Researchers also found that dominant participants were not considered more prestigious, esteemed or admirable by their peers.
"What excites me about this research is that we now know a little bit more about how humans use their voices to signal status," said lead study author Joey Cheng from University of Illinois.
"This study clearly shows that there's something about the voice that's very interesting and very effective as a channel of dynamically communicating status," Cheng added in the paper, published in the Journal of Experimental Psychology: General.
In the first study, 191 participants -- aged 17 to 52 -- individually ranked the importance of 15 items that they might need to survive a disaster on the moon.

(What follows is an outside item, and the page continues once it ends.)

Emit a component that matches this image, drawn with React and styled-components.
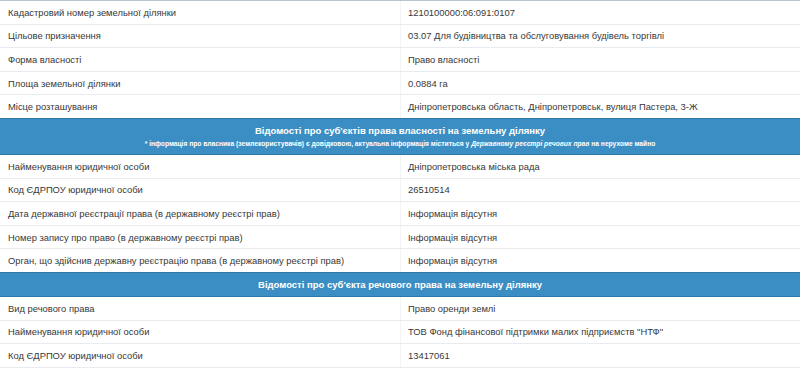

The researchers videotaped these interactions and also looked at "how one person's answers converged with the group's final answer" as another way to measure influence.
The participants and outsiders viewing their interactions tended to rate those whose voices deepened between their first and third utterances as more dominant and influential than participants whose voices went up in pitch.
Those viewed as dominant and prestigious were most influential in the group interactions, Cheng noted.
"In fact, what we've found previously is that both of these strategies -- prestige and dominance -- positively correlate with behavioural influence," she said.
In a second study, researchers asked 274 participants -- aged 15 to 61 -- to listen to a pair of audio recordings of a person making three statements.
They found that when the voice in the recording goes down in pitch, people judged them as someone wanting to be more influential, more powerful, more intimidating or more domineering.
"Our study adds to the evidence that humans, like many other animals, use their voices to signal and assert dominance over others," Cheng explained.